--- Begin ---

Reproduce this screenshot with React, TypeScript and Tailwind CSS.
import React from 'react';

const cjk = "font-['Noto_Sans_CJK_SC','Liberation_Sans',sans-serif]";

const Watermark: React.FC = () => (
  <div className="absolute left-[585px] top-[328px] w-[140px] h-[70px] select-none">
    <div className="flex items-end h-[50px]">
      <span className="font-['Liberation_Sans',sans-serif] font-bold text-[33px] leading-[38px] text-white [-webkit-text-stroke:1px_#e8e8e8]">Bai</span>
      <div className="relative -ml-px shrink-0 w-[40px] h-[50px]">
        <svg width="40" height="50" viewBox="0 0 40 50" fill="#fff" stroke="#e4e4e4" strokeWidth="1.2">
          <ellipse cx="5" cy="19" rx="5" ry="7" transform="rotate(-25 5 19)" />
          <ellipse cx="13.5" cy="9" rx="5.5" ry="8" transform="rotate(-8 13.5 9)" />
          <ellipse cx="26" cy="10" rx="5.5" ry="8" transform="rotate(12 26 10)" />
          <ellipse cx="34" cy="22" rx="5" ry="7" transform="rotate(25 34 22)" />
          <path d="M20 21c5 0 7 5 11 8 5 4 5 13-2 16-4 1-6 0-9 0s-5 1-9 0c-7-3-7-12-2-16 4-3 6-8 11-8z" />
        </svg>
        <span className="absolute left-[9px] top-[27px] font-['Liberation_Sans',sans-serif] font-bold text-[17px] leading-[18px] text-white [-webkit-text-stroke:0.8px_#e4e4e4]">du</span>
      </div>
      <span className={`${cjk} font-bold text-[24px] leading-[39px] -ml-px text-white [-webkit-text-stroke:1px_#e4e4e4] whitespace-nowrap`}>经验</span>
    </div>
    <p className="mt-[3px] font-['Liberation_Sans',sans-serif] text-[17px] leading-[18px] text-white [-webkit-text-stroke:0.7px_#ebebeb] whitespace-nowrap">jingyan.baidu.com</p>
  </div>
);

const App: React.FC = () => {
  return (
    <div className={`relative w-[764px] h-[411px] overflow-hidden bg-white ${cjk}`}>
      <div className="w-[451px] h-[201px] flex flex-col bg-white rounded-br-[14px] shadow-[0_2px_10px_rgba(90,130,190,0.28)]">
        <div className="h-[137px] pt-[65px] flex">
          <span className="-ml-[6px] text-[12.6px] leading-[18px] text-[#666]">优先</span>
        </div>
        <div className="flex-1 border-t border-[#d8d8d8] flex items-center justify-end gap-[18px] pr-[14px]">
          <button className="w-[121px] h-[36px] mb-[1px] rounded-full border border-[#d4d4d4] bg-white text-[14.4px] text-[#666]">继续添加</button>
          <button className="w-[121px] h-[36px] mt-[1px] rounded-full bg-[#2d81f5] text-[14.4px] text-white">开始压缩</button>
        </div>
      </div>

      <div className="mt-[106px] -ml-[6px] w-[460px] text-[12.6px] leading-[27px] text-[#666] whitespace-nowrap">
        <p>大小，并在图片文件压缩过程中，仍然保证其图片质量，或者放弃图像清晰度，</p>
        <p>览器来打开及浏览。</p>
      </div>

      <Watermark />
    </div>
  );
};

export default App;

--- End ---

### What needs to be done
Looking at the listing above, count the lines that contain "React" and give nothing but the number.

### Answer to this problem
4